Authenticating Users

To make the DGX useful, users need to be added to the system in some fashion so they can be authenticated to use the system. Generally, this is referred to as user authentication. There are several different ways this can be accomplished, however, each method has its own pros and cons.

Local

The first way is to create users directly on the DGX system using the useradd command. Let’s assume you want to add a user dgxuser. You would first add the user via the following command.
$ useradd -m -s /bin/bash dgxuser
Where -s refers to the default shell for the user and -m creates the user’s home directory. After creating the user you need to add them to the docker group on the DGX.
$ sudo usermod -aG docker dgxuser

This adds the user dgxuser to the group docker. Any user that runs Docker containers has to be a member of this group.

Using authentication on the DGX is simple but not without its issues. First, there have been occasions when an OS upgrade on the DGX requires the reformatting of all the drives in the appliance. If this happens, you first must make sure all user data is copied somewhere off the DGX-1 before the upgrade. Second, you will have to recreate the users and add them to the docker group and copy their home data back to the DGX. This adds work and time to upgrading the system.
Important: While the 2x 960GB NVME SSDs on the DGX-2, meant for the OS partition, are in RAID-1 configuration, there is no RAID-1 on the OS drive for the DGX-1 and DGX Station. Hence, if the OS drive fails on the DGX-1 or the DGX Station, you will lose all the users and everything in the /home directories. Therefore, it is highly recommended that you backup the pertinent files on the DGX system as well as /home for the users.

NIS Vs NIS+

Another authentication option is to use NIS or NIS+. In this case, the DGX would be a client in the NIS/NIS+ configuration. As with using local authentication as previously discussed, there is the possibility that the OS drive in the DGX could be overwritten during an upgrade (not all upgrades reformat the drives, but it’s possible). This means that the administrator may have to reinstall the NIS configuration on the DGX.

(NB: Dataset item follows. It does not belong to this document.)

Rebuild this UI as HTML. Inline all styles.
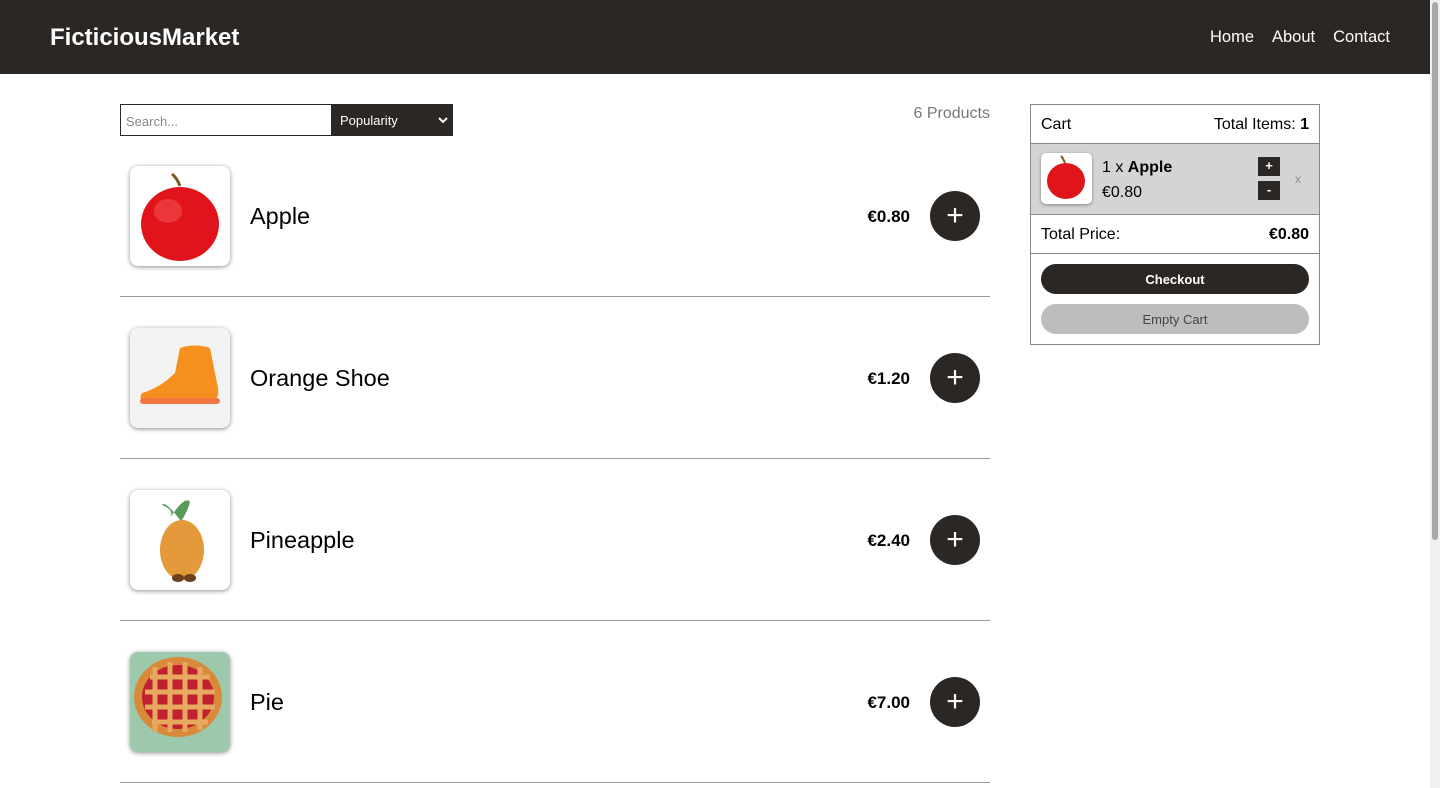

Also, remember that the DGX-1 and DGX Station have a single OS drive. If this drive fails, the administrator will have to re-configure the NIS/NIS+ configuration, therefore, backups are encouraged; even for DGX-2 systems, which do have 2x OS drives in a RAID-1 configuration.
Note: It is possible that if, in the unlikely event that technical support for the DGX is needed, the NVIDIA engineers may require the administrator to disconnect from the NIS/NIS+ server.

LDAP

A third option for authentication is LDAP (Lightweight Directory Access Protocol). It has become very popular in the clustering world, particularly for Linux. You can configure LDAP on the DGX for user information and authentication from an LDAP server. However, as with NIS, there are possible repercussions.
CAUTION:
  • The first is that the OS drive is a single drive on the DGX-1 and DGX Station. If the drive fails, you will have to rebuild the LDAP configuration (backups are highly recommended).
  • The second is that, as previously mentioned, if, in the unlikely event of needing tech support, you may be asked to disconnect the DGX system from the LDAP server so that the system can be triaged.

Active Directory

One other option for user authentication is connecting the DGX system to an Active Directory (AD) server. This may require the system administrator to install some extra tools into the DGX. This means that this approach should also include the two cautions that were repeated before where the single OS drive may be reformatted for an upgrade or that it may fail (again, backups are highly recommended). It also means that in the unlikely case of needing to involve NVIDIA technical support, you may be asked to take the system off the AD network and remove any added software (this is unlikely but possible).